Говорить о какой-то адекватности моих реакций, которыми сопровождались эти мои
первые оглядки, нет оснований. И, тем не менее, постепенно, от недели к неделе, я начинал все четче различать
действительные характеристики вещей и позиций. И как мне представляется, весь тот процесс рекультивации моего
сознания происходил сразу по нескольким параллельным направлениям. Для простоты положения я
бы объединил их чисто условно в неких три, и первый из них озаглавил бы так: "окончательное признание мною собственной несостоятельности".
"Окончательное" - потому, что частично проигравшим я себя к тому
моменту уже признавал. Признание это возрастало во мне по мере развития событий от момента совершения убийства
до минуты вынесения приговора.
Так первым своим поражением я признал сам факт совершения мной преступления.

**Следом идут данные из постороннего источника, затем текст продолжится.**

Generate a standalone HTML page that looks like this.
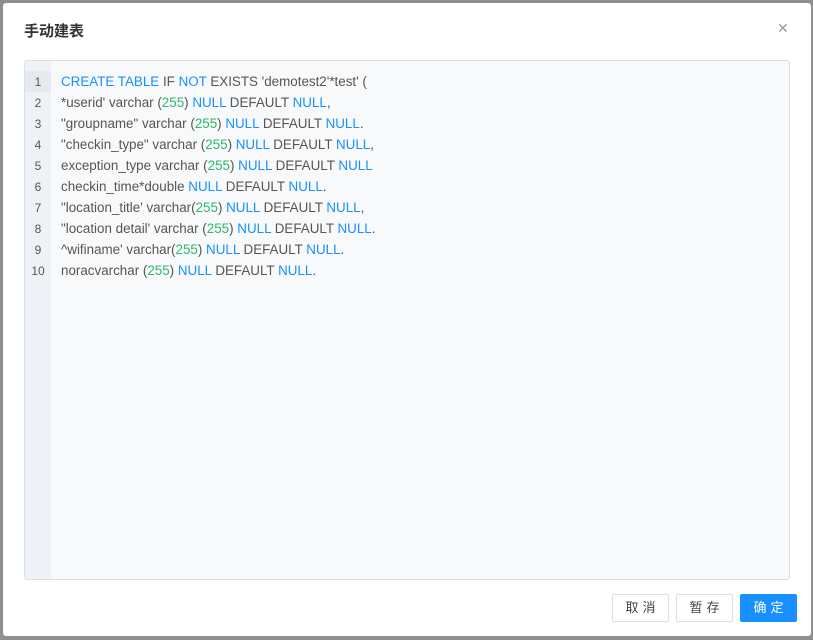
<!DOCTYPE html>
<html><head><meta charset="utf-8"><style>
body{margin:0;width:813px;height:640px;background:#8f8f8f;overflow:hidden;font-family:"Liberation Sans","Noto Sans CJK SC",sans-serif;position:relative}
.m{position:absolute;left:3px;top:3px;width:808px;height:633px;background:#fff;border-radius:3px}
.t{position:absolute;left:21px;top:17px;font-size:15px;color:#333;font-weight:600}
.x{position:absolute;left:774px;top:17px;font-size:14px;color:#999}
.ed{position:absolute;left:21px;top:57px;width:764px;height:518px;border:1px solid #dcdfe6;border-radius:3px;background:#f8f9fb;overflow:hidden}
.g{position:absolute;left:0;top:0;width:26px;height:100%;background:#eef1f5}
.ln{position:absolute;left:0;width:26px;text-align:center;font-size:12px;color:#555}
.cd{position:absolute;left:36px;font-size:13.4px;color:#555;white-space:pre}
.k{color:#1890ff}.n{color:#2fb86a}
.b{position:absolute;top:591px;width:55px;height:26px;border:1px solid #dcdfe6;border-radius:2px;font-size:13px;color:#444;text-align:center;line-height:26px;letter-spacing:4px;text-indent:4px;background:#fff}
</style></head><body><div class="m">
<div class="t">手动建表</div><div class="x">✕</div>
<div class="ed"><div class="g"></div><div style="position:absolute;left:0;top:10px;width:26px;height:21px;background:#e6e9ee"></div>
<div class="ln" style="top:14px">1</div><div class="cd" style="top:13px"><span class="k">CREATE TABLE</span> IF <span class="k">NOT</span> EXISTS 'demotest2'*test' (</div>
<div class="ln" style="top:35px">2</div><div class="cd" style="top:34px">*userid' varchar (<span class="n">255</span>) <span class="k">NULL</span> DEFAULT <span class="k">NULL</span>,</div>
<div class="ln" style="top:56px">3</div><div class="cd" style="top:55px">"groupname" varchar (<span class="n">255</span>) <span class="k">NULL</span> DEFAULT <span class="k">NULL</span>.</div>
<div class="ln" style="top:77px">4</div><div class="cd" style="top:76px">"checkin_type" varchar (<span class="n">255</span>) <span class="k">NULL</span> DEFAULT <span class="k">NULL</span>,</div>
<div class="ln" style="top:98px">5</div><div class="cd" style="top:97px">exception_type varchar (<span class="n">255</span>) <span class="k">NULL</span> DEFAULT <span class="k">NULL</span></div>
<div class="ln" style="top:119px">6</div><div class="cd" style="top:118px">checkin_time*double <span class="k">NULL</span> DEFAULT <span class="k">NULL</span>.</div>
<div class="ln" style="top:140px">7</div><div class="cd" style="top:139px">"location_title' varchar(<span class="n">255</span>) <span class="k">NULL</span> DEFAULT <span class="k">NULL</span>,</div>
<div class="ln" style="top:161px">8</div><div class="cd" style="top:160px">"location detail' varchar (<span class="n">255</span>) <span class="k">NULL</span> DEFAULT <span class="k">NULL</span>.</div>
<div class="ln" style="top:182px">9</div><div class="cd" style="top:181px">^wifiname' varchar(<span class="n">255</span>) <span class="k">NULL</span> DEFAULT <span class="k">NULL</span>.</div>
<div class="ln" style="top:203px">10</div><div class="cd" style="top:202px">noracvarchar (<span class="n">255</span>) <span class="k">NULL</span> DEFAULT <span class="k">NULL</span>.</div>
</div>
<div class="b" style="left:609px">取消</div>
<div class="b" style="left:673px">暂存</div>
<div class="b" style="left:737px;background:#1890ff;border-color:#1890ff;color:#fff">确定</div>
</div></body></html>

Расценил его как проявление слабости. Допустил легкомыслие. Позволил себе пойти против собственного же рассудка,
против самого себя. Совершил то, чего, казалось, вовсе не хотел - бессмысленный, дикий, не подлежащий даже собственному
оправданию поступок.
Однако воскресить мертвых было невозможно, потому самоуверенности и спеси во
мне сразу поубавилось. Вместе с тем захотелось хоть как-то, хотя бы частично, хотя бы как профессионалу, самореабилитироваться.
Я решил попробовать посопротивляться, побороться, как следователь против следователей. Потому, когда унялась дрожь, я
взялся за дело уже действительно со всей профессиональной серьезностью.